With gcc 4.4, now we can use std::thread also. No need to use boost just for threading
Shouldn’t that be a multiply in the innermost loop?
@Kevin: 4 cores, hence (almost) 4x improvement. Way cool!
@Shridhar: Thats good news. That’s in fact one of the good things about the Boost guys – many of them are part of the C++ standards committee – so the good stuff ends up in the C++ standard as well!
@mike: Oops, my bad. Corrected!
Nice test.
But you should really take the printf() calls out of the
loops. You don’t want to measure that, do you?
Stefan
@Stefan: I’m sorry I had uploaded a ‘debug’ version which had the printf statements. I removed those now. The run times reported are using the original version though – else printf alone takes up a lot of time!

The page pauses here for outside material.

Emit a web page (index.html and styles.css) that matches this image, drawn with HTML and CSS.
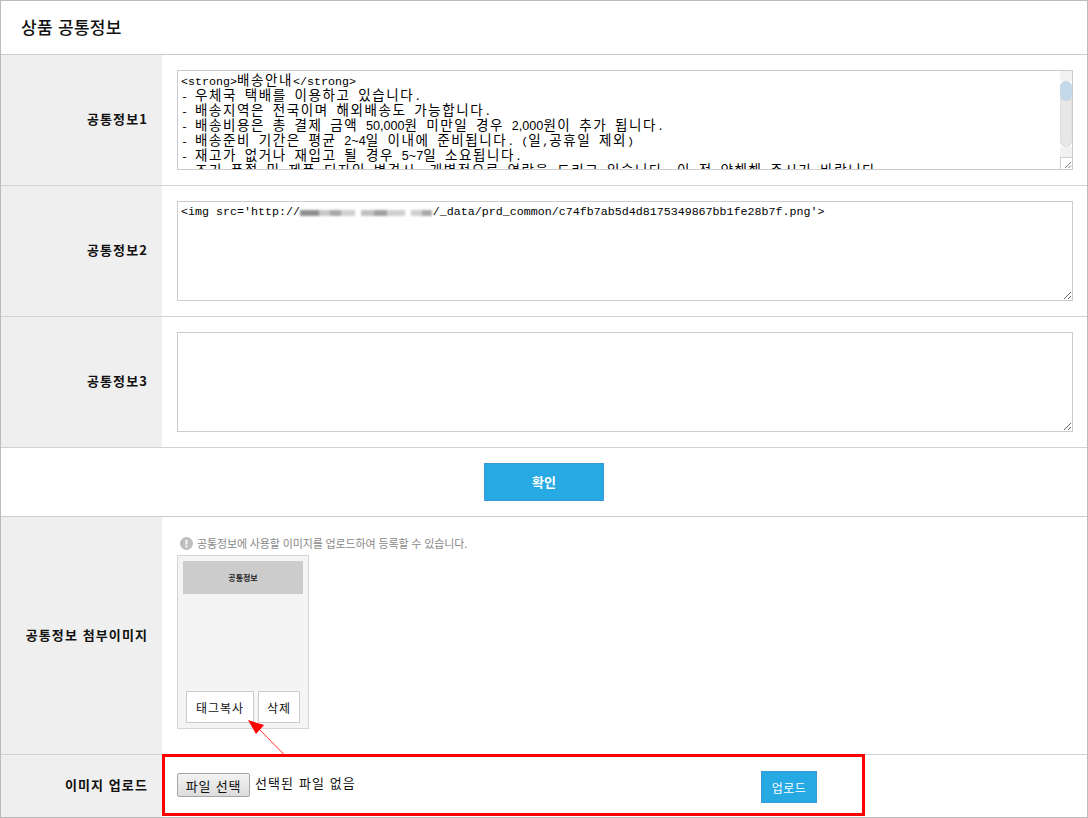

IMO, this is definitely the ideal solution for integrating parallel-processing into most applications – let the compiler do it, rather than trying to instantiate and manage threads/processes. Multiple threads/processes can be useful for performing multiple (distinct) jobs simultaneously (though in many such cases a good compiler should be able to take care of making those tasks parallel), but parallel for speed optimization should definitely be handled by the compiler where possible.
ArchLinux GCC4.4 AMD PhenomII 955BE@3.7GHz
[root@myhost amdpc]# ./matmul.r
Enter dimension (‘N’ for ‘NxN’ matrix) (100-2000): 1000
Populating array with random values…
Completed array init.
Crunching without OMP… took 11.956630 seconds.
Crunching with OMP… took 3.271322 seconds.
[root@myhost amdpc]# ./matmul.r
Enter dimension (‘N’ for ‘NxN’ matrix) (100-2000): 2000
Populating array with random values…
Completed array init.
Crunching without OMP… took 122.894132 seconds.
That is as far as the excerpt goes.